» **CHALLENGE**
State how many lines of the data contain the word "Tailwind", and write nothing besides the number.

» **PROVIDED DATA**
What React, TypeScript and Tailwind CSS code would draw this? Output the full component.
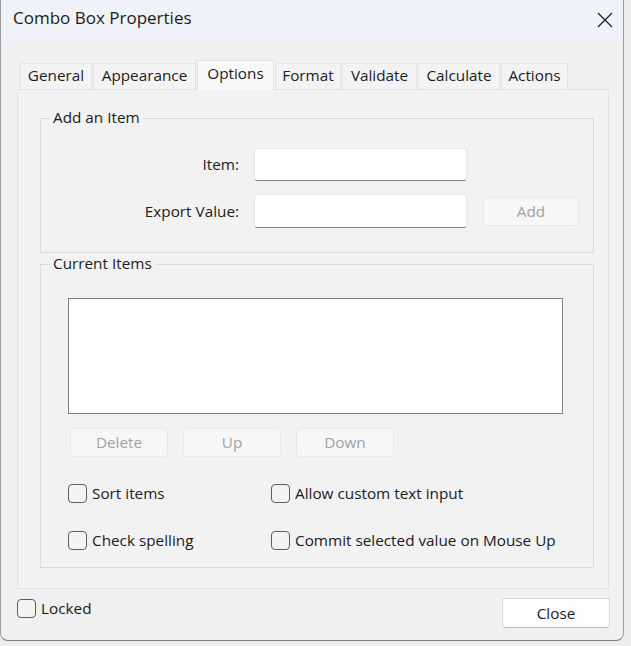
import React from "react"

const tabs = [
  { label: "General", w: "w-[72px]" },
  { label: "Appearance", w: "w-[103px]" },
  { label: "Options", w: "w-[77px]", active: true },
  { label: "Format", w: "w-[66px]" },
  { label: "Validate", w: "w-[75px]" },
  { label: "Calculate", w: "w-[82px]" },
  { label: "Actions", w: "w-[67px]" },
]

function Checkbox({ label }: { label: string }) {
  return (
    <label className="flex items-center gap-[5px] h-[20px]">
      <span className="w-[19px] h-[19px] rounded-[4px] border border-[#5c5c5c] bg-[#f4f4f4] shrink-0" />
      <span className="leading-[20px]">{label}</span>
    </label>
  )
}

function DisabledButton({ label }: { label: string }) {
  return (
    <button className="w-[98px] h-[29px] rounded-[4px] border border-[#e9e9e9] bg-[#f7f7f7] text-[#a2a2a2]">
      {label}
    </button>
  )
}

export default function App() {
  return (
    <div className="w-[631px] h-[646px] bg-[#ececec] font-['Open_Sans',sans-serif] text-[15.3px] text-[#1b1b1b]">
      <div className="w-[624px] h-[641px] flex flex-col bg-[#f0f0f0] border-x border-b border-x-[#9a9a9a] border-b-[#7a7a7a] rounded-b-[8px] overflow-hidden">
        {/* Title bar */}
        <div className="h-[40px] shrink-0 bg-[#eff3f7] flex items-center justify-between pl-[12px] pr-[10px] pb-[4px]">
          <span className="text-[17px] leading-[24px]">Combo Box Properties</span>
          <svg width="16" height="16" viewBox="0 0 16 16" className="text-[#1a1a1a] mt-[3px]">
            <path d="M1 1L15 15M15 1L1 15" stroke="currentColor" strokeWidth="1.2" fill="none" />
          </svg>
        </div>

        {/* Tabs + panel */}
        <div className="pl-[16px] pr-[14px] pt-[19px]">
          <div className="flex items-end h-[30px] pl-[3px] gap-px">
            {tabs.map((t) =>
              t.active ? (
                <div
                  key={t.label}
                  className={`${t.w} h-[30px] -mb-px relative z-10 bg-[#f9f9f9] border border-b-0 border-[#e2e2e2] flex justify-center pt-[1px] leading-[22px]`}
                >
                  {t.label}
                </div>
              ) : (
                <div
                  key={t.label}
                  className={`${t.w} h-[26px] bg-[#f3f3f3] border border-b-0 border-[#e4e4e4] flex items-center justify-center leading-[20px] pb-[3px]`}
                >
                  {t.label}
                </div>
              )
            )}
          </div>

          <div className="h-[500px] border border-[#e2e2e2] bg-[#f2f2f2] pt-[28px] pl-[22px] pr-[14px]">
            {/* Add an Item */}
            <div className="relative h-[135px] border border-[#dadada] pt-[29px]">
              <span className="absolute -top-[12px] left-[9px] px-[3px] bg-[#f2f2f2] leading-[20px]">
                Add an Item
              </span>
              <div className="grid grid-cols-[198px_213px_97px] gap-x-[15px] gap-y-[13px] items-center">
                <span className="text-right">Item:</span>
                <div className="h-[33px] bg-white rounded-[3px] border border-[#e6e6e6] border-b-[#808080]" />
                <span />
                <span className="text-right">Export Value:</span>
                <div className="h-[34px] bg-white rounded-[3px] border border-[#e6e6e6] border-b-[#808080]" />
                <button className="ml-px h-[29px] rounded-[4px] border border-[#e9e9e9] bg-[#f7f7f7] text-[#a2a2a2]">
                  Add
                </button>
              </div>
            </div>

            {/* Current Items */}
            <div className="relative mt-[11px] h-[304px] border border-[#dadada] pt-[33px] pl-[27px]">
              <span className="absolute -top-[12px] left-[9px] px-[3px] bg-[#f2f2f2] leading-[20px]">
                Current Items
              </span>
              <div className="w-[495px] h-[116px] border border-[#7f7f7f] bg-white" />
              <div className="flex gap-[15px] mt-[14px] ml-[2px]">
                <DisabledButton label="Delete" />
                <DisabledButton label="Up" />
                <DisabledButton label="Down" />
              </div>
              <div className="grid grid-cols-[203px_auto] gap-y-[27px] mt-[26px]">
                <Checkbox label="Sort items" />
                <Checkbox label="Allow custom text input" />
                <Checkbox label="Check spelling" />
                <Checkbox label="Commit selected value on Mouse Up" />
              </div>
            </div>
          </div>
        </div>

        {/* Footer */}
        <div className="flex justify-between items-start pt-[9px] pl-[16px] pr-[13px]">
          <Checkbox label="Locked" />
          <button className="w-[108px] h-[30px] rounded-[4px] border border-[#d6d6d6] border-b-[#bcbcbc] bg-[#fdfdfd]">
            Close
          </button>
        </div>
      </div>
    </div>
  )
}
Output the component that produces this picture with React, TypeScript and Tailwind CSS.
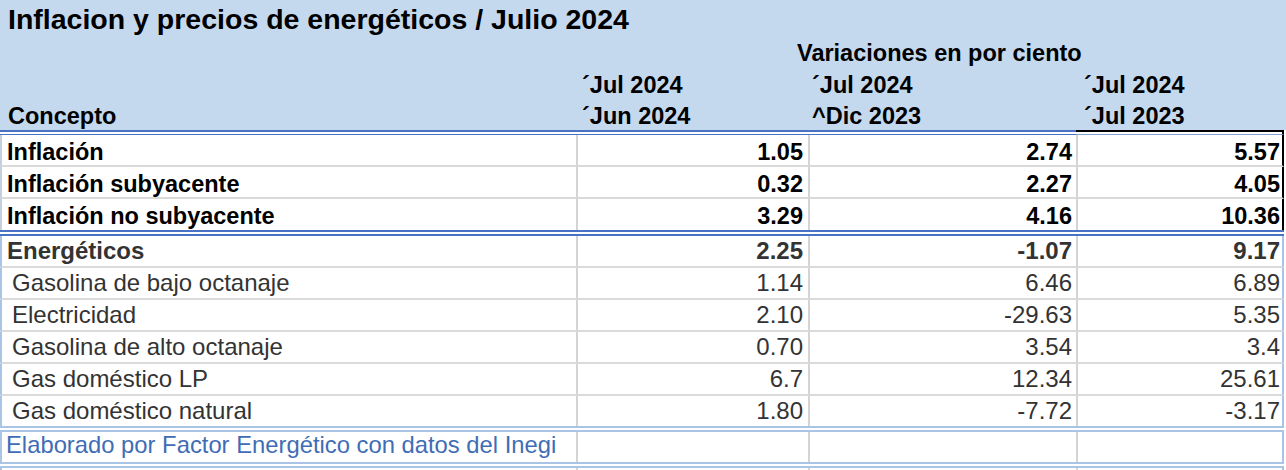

» **ANSWER TO THIS TASK**
2